Ma quali somme possiamo tirare da questa esperienza? A ben vedere, piuttosto negative, o comunque sotto le aspettative. Non per il rendimento di Dybala in sé, che a lungo è stato di primissimo piano, ma per il rapporto tra queste prestazioni e i risultati raggiunti, in relazione con ciç che tutti si attendevano dalla Juventus 2.0.

Chiaro: se doveva essere la Juve in grado di tornare campione d’Europa per la prima volta dal 1996, il progetto è ampiamente fallito. Ma il vero punto su cui dovremmo soffermarci è il modo in cui è fallito: nel 2015, la società bianconera scelse di costruire questo percorso su Paulo Dybala, ma solo tre anni dopo il suo ruolo di leader tecnico venne rimesso in discussione dall’arrivo di Cristiano Ronaldo.

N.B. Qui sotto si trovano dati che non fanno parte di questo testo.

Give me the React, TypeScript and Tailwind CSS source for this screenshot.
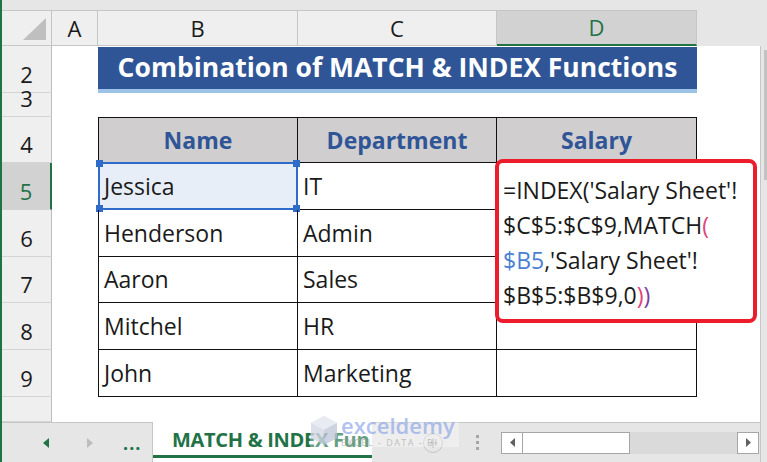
import React from "react";

const rowHeaders = [
  { label: "2", cls: "row-start-2" },
  { label: "3", cls: "row-start-3" },
  { label: "4", cls: "row-start-4" },
  { label: "5", cls: "row-start-5", active: true },
  { label: "6", cls: "row-start-6" },
  { label: "7", cls: "row-start-7" },
  { label: "8", cls: "row-start-8" },
  { label: "9", cls: "row-start-9" },
  { label: "", cls: "row-start-10" },
];

const people = [
  ["Jessica", "IT"],
  ["Henderson", "Admin"],
  ["Aaron", "Sales"],
  ["Mitchel", "HR"],
  ["John", "Marketing"],
];

function Handle({ pos }: { pos: string }) {
  return <div className={`absolute h-[7px] w-[7px] bg-[#2f6bc9] ${pos}`} />;
}

export default function App() {
  return (
    <div className="relative flex h-[462px] w-[767px] overflow-hidden bg-[#e6e6e6] font-['Open_Sans',sans-serif] text-[#1a1a1a]">
      <div className="w-[2px] bg-[#217346]" />
      <div className="flex w-[765px] flex-col">
        <div className="h-[10px]" />

        <div className="flex h-[412px]">
          {/* sheet */}
          <div className="relative grid w-[758px] grid-cols-[50px_46px_200px_199px_200px_63px] grid-rows-[36px_47px_24px_46px_47px_47px_46px_47px_47px_25px] bg-white">
            {/* column headers */}
            <div className="relative col-start-1 row-start-1 border-y border-r border-[#c6c6c6] bg-[#efefef]">
              <svg className="absolute right-[5px] bottom-[5px]" width="23" height="22" viewBox="0 0 23 22">
                <polygon points="23,0 23,22 0,22" fill="#bfbfbf" />
              </svg>
            </div>
            <div className="col-start-2 row-start-1 flex items-center justify-center border-y border-r border-[#c6c6c6] bg-[#efefef] text-[22px]">A</div>
            <div className="col-start-3 row-start-1 flex items-center justify-center border-y border-r border-[#c6c6c6] bg-[#efefef] text-[22px]">B</div>
            <div className="col-start-4 row-start-1 flex items-center justify-center border-y border-r border-[#c6c6c6] bg-[#efefef] text-[22px]">C</div>
            <div className="col-start-5 row-start-1 flex items-center justify-center border-t border-r border-[#c6c6c6] border-b-2 border-b-[#217346] bg-[#d2d2d2] text-[22px] text-[#217346]">D</div>
            <div className="col-start-6 row-start-1 bg-[#e6e6e6]" />

            {/* row headers */}
            {rowHeaders.map((r) => (
              <div
                key={r.cls}
                className={`col-start-1 ${r.cls} flex items-end justify-center border-b border-[#d4d4d4] pb-[7px] text-[22px] leading-none ${
                  r.active
                    ? "border-r-2 border-r-[#217346] bg-[#d2d2d2] text-[#217346]"
                    : "border-r border-r-[#bdbdbd] bg-[#efefef]"
                }`}
              >
                {r.label}
              </div>
            ))}

            {/* title */}
            <div className="col-start-3 col-span-3 row-start-2 mt-[1px] flex items-center justify-center border-b-4 border-[#9dc3e6] bg-[#2f5597] text-[26.5px] font-bold text-white">
              Combination of MATCH &amp; INDEX Functions
            </div>

            {/* table */}
            <div className="col-start-3 col-span-3 row-start-4 row-span-6 grid grid-cols-[200px_199px_200px] grid-rows-[46px_47px_47px_46px_47px_47px] text-[23px]">
              {["Name", "Department", "Salary"].map((h, i) => (
                <div
                  key={h}
                  className={`flex items-center justify-center border-y border-r border-[#111] bg-[#d0cece] text-[23px] font-bold text-[#2f5597] ${i === 0 ? "border-l" : ""}`}
                >
                  {h}
                </div>
              ))}
              {people.map(([name, dept], i) => (
                <React.Fragment key={name}>
                  <div className={`relative flex items-center border-b border-l border-r border-[#111] pl-[5px] ${i === 0 ? "bg-[#e8eef8]" : ""}`}>
                    {name}
                    {i === 0 && (
                      <div className="absolute top-[-1px] left-[-1px] right-[-1px] bottom-[-1px] border-2 border-[#2f6bc9]">
                        <Handle pos="-top-[4px] -left-[4px]" />
                        <Handle pos="-top-[4px] -right-[4px]" />
                        <Handle pos="-bottom-[4px] -left-[4px]" />
                        <Handle pos="-bottom-[4px] -right-[4px]" />
                      </div>
                    )}
                  </div>
                  <div className="flex items-center border-b border-r border-[#111] pl-[5px]">{dept}</div>
                  <div className="border-b border-r border-[#111]" />
                </React.Fragment>
              ))}
            </div>

            {/* formula callout */}
            <div className="absolute top-[149px] left-[493px] h-[164px] w-[262px] rounded-[8px] border-4 border-[#ec1c2c] bg-white pt-[10px] pl-[4px] text-[23px] leading-[35px] whitespace-nowrap">
              <div>=INDEX(&apos;Salary Sheet&apos;!</div>
              <div>
                $C$5:$C$9,MATCH<span className="text-[#e0457b]">(</span>
              </div>
              <div>
                <span className="text-[#4b7fd6]">$B5</span>,&apos;Salary Sheet&apos;!
              </div>
              <div>
                $B$5:$B$9,0<span className="text-[#e0457b]">)</span>
                <span className="text-[#7a3e9d]">)</span>
              </div>
            </div>
          </div>

          {/* vertical scrollbar edge */}
          <div className="relative w-[7px] bg-[#e6e6e6]">
            <div className="absolute top-[36px] bottom-0 left-0 w-px bg-[#c6c6c6]" />
            <div className="absolute top-[40px] right-0 h-[130px] w-[3px] bg-[#c2c2c2]" />
          </div>
        </div>

        {/* sheet tabs bar */}
        <div className="flex h-[40px]">
          <div className="flex w-[151px] items-center border-t border-r border-[#c6c6c6] pt-[1px]">
            <svg className="ml-[41px]" width="6" height="10" viewBox="0 0 6 10">
              <polygon points="6,0 6,10 0,5" fill="#217346" />
            </svg>
            <svg className="ml-[38px]" width="6" height="10" viewBox="0 0 6 10">
              <polygon points="0,0 0,10 6,5" fill="#bdbdbd" />
            </svg>
            <span className="ml-[30px] text-[18px] leading-none font-bold tracking-[1px] text-[#217346]">...</span>
          </div>
          <div className="flex w-[219px] flex-col bg-white">
            <div className="flex h-[36px] items-center border-b-[3px] border-[#217346] pt-[2px] pl-[19px] text-[20px] font-bold tracking-[-0.3px] whitespace-nowrap text-[#217346]">
              MATCH &amp; INDEX Fun
            </div>
          </div>
          <div className="flex w-[388px] items-center border-t border-[#c6c6c6]">
            <svg className="ml-[51px]" width="20" height="20" viewBox="0 0 20 20">
              <circle cx="10" cy="10" r="9.5" fill="none" stroke="#c4c4c4" />
              <path d="M10 5.5v9M5.5 10h9" stroke="#b0b0b0" strokeWidth="1.2" />
            </svg>
            <div className="ml-[33px] flex flex-col gap-[3px]">
              <div className="h-[3px] w-[3px] bg-[#a6a6a6]" />
              <div className="h-[3px] w-[3px] bg-[#a6a6a6]" />
              <div className="h-[3px] w-[3px] bg-[#a6a6a6]" />
            </div>
            <div className="ml-[22px] flex h-[22px] w-[258px]">
              <div className="flex w-[22px] items-center justify-center border border-[#a6a6a6] bg-white">
                <svg width="5" height="9" viewBox="0 0 5 9">
                  <polygon points="5,0 5,9 0,4.5" fill="#606060" />
                </svg>
              </div>
              <div className="w-[107px] border border-l-0 border-[#a6a6a6] bg-white" />
              <div className="flex-1 bg-[#dadada]" />
              <div className="flex w-[22px] items-center justify-center border border-[#a6a6a6] bg-white">
                <svg width="5" height="9" viewBox="0 0 5 9">
                  <polygon points="0,0 0,9 5,4.5" fill="#606060" />
                </svg>
              </div>
            </div>
          </div>
          <div className="w-[7px] border-l border-[#c6c6c6]" />
        </div>
      </div>

      {/* watermark */}
      <div className="pointer-events-none absolute top-[414px] left-[310px] flex items-center gap-[3px] bg-white/40 pr-[4px] opacity-80">
        <svg width="28" height="31" viewBox="0 0 28 31">
          <polygon points="14,1 27,8 27,23 14,30 1,23 1,8" fill="#d5d9e6" />
          <polygon points="14,1 27,8 14,15 1,8" fill="#e4e7ef" />
          <polygon points="14,15 27,8 27,23 14,30" fill="#c3c9da" />
        </svg>
        <div className="flex flex-col leading-none">
          <span className="text-[22px] font-semibold text-[#9fb3ea]">exceldemy</span>
          <span className="mt-[2px] text-[9px] tracking-[1.5px] text-[#b5b5b5]">EXCEL - DATA - BI</span>
        </div>
      </div>
    </div>
  );
}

La Joya, all’epoca, aveva appena concluso la sua miglior stagione in bianconero: a 25 anni, aveva dimostrato che la fiducia datagli era stata ben riposta, suggellando quel patto con 26 reti e 7 assist stagionali. Invece, la replica del club fu l’acquisto di un altro attaccante destinato a togliergli spazio (come certificato dal rendimento dell’annata 2018/2019: appena 10 gol e 2 assist). Se diciamo che tra club e giocatore qualcosa si è rotto, e questa frattura ha portato oggi alla rinuncia al rinnovo di contratto, allora è avvenuto in quel momento.

Da lì in avanti, complici anche gli infortuni, Dybala non è più stato lo stesso. O meglio, il modo in cui veniva percepito dalla maggioranza dei tifosi e dalla dirigenza non è più stato lo stesso (perché in una stagione come quella sotto la guida Sarri, pur tra mille difficoltà, l’argentino riuscì comunque ad avere numeri di primissimo livello). Da punto di riferimento, è divenuto un lusso superfluo, di cui appunto si può, volendo, fare anche a meno.

Che quella brusca svolta sia stata un errore, oggi, è qualcosa su cui tutti probabilmente concordano: sacrificare il rapporto Juve-Dybala per la superstar Ronaldo non ha portato alla Champions e anzi ha allontanato i bianconeri da quella posizione di forza a livello internazionale raggiunta quando era la Joya a tirare le fila dell’attacco. Ma la cessione di Ronaldo nella scorsa estate non si è trasformata automaticamente nel ritorno al passato, nel come back dell’argentino al suo vecchio ruolo di stella bianconera, ormai irrimediabilmente compromesso.

C’è un nuovo cavallo su cui puntare, ed è chiaramente Dusan Vlahovic, che con Chiesa – altro giocatore che, in questo inizio di stagione, ha dimostrato di godere di uno status di prestigio presso il tifo juventino – andrà a formare il tandem del futuro. Da loro due ripartirà la Juventus, ed è ovvio che al momento Dybala era divenuto ancora meno funzionale ad Allegri di quanto non fosse a inizio annata.

L’annuncio del mancato rinnovo è la denuncia del fallimento di un progetto, e forse ancor di più di una relazione, che non poteva essere ricomposto in nessun modo. Ora il club deve guardare avanti, cercando di non ripetere più gli stessi errori. Per Dybala, invece, la scalata verso il ruolo di top player da Pallone d’Oro riparte da qualche gradino più in basso rispetto al punto in cui tutti, sette anni fa, credevamo lo avremmo trovato.